October 3rd-Nice Evenings/Date Nights/Family Home Evening
Okay, so I know that is a lot, but it makes sense in my mind and it is all connected. Monday night was beautiful-weather wise. It was overcast and chilly, but just perfect! Spencer and I had a date night that night, which could also be included as FHE, since it is just the two of us and it was Monday night. We went to the Riverwoods for some activities and we had a ball together. But the thing that I loved the most was walking outdoors with him because it was such a lovely evening. It is those simple moments-walking hand-in-hand with the love of your life on a beautiful fall night- that make life so enjoyable.

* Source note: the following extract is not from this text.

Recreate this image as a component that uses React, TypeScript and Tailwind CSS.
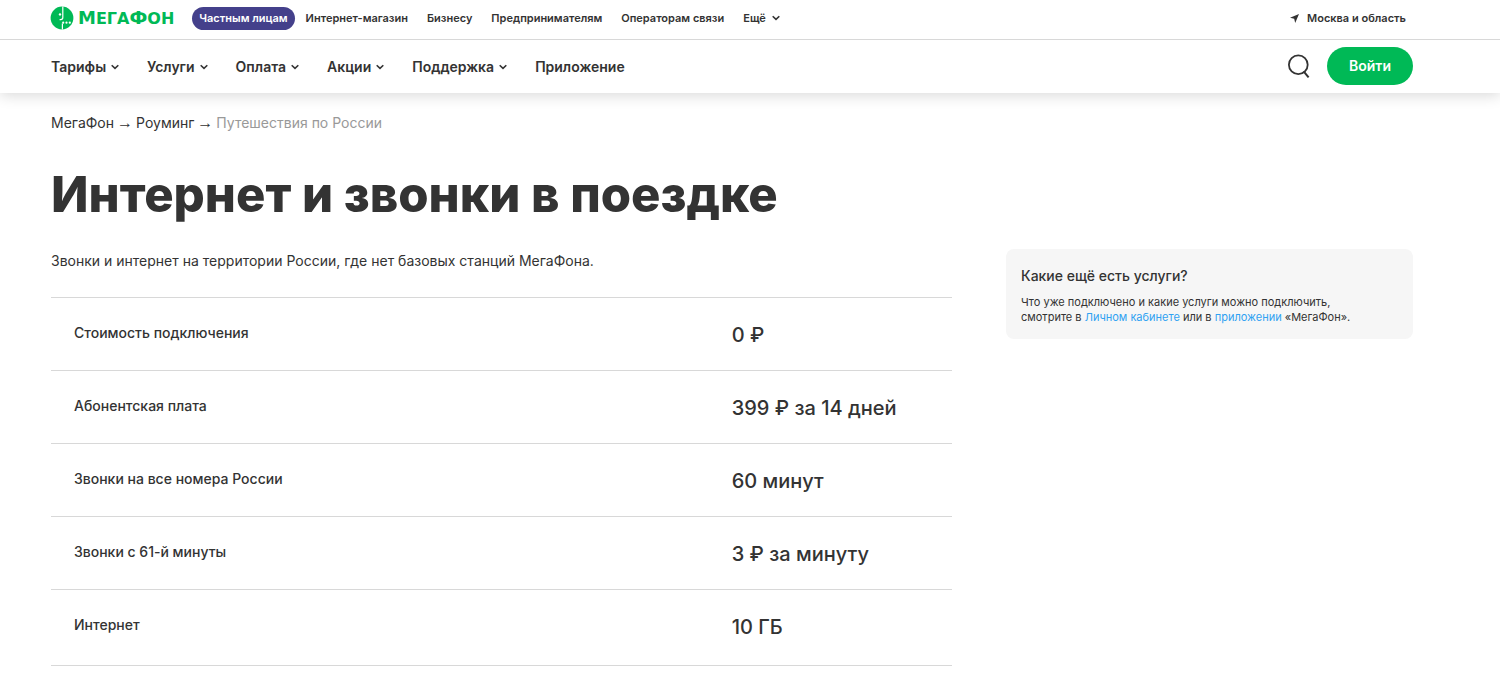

October4th-The Temple of the Lord
I must confess that Spencer and I have not been attending the Temple nearly as often as we should. But we decided that that is going to end and we went to the Temple on Tuesday. It was amazing! I feel so awful that we have not been more grateful that we live literally right next the the temple. We walked there together in the evening and went through a session. What a beautiful thing it is to be able to enter the House of the Lord and partake of the Spirit that is there. I felt such love and peace after going. We are making it a new resolve to go every week. We have the time, or we can make the time to go. I know we will be blessed even more for that and I can already see the blessings from going last night. I am so grateful to live so close to the temple. I am thankful that I can go with my husband and enjoy the Spirit and love that comes only from the Temple-a beautiful House of the Lord!

October 5th-Rain
I love rain. It smells wonderful, the sound of rainfall is gorgeous, and it cleanses the earth. I am sitting here writing this and I can hear the rain falling outside and it is music to my ears. For some reason it brings such comfort to me. There is something amazing about walking through a light drizzle with a breeze blowing around you. It just makes me smile sometimes. The beauty of God's creations amazes me. What love He must have for us to surround us with such beautiful things!